A pessimistic attitude about climate change that may have a little more merit might be expressed along these lines: “I know climate change can be gotten under control, I just don’t think policymakers and companies will actually do anything about it.” Or, “Policymakers and companies want to do something, but between the slowness of bureaucracy and the weakness of global governance in general, rapid climate action is too difficult to coordinate.” These are fair observations. According to Nature, six IPCC scientists in ten believe the world will warm 3°C or more above pre-industrial levels by the end of the century. The world is currently on track to warm by 3°C based solely on current trends and policies, so achieving any number larger than 3°C would mean nations renege on their current climate policies.
But the counterargument — that the world will succeed in addressing climate change — is also fair. In fact, progress has been made in this direction already. In the United States, greenhouse gas emissions peaked in 2007, and have come down 12 percent since then. Coal consumption for electricity in the U.S. is down 58% since 2007. Before 2015, the planet was on track to warm by nearly 4°C by 2100. Clean energy and good policy have since brought this projection down to 3°C — and if nations should honor their current climate pledges, the figure could be reduced to as little as 2°C by 2100. Nearly every nation on the planet agreed when signing the Paris Agreement that climate change constitutes a real threat and the world needs to combat it. These numbers suggest that, at the very least, policymakers are aware of climate change, and are willing to work for progress.
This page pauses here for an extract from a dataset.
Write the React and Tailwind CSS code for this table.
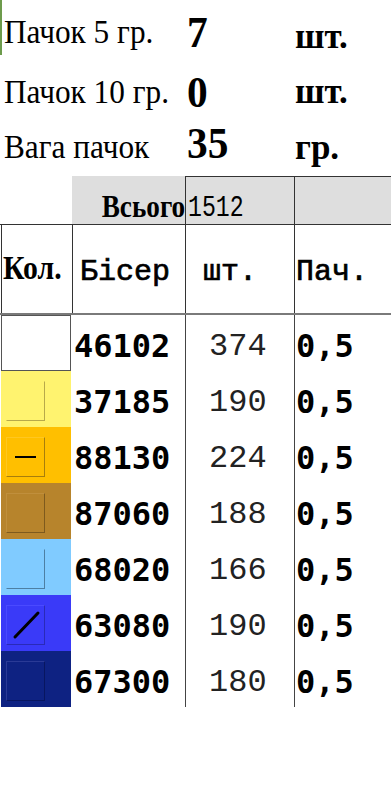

There is good reason to remain hopeful on climate change. If there weren’t, it would be hard to imagine Miranda Wheelan pushing through that difficult Good Morning Britain interview. It would be hard to imagine Peter Kalmus risking his career and ultimately getting arrested in a civil but disruptive demonstration. If there were no better path forward, why would they bother? Activism can inspire hope, and hope can inspire activism. The two go hand in hand.
Climate advocates often are seen on social media exchanging ideas on how to stay happy while working on climate. The dialogue leans toward work-life balance, finding hobbies, and other distractions. I agree these ideas are good. But I also believe it is okay to be happy while working on climate change. It may even be considered a requirement, assuming progress is rooted in hope. According to Dr. Per Espen Stoknes, psychologist and author of What We Think About When We Try Not to Think About Global Warming, feelings of fear and guilt actually can lead to disengagement around climate change.
Is it a dystopian experience to see scientists chaining themselves to buildings in protest, and a Good Morning Britain newscaster repeatedly accusing a young activist of hypocrisy for wearing clothes? Sure. But there is another side to these experiences. They are evidence of sincere and unapologetic hope.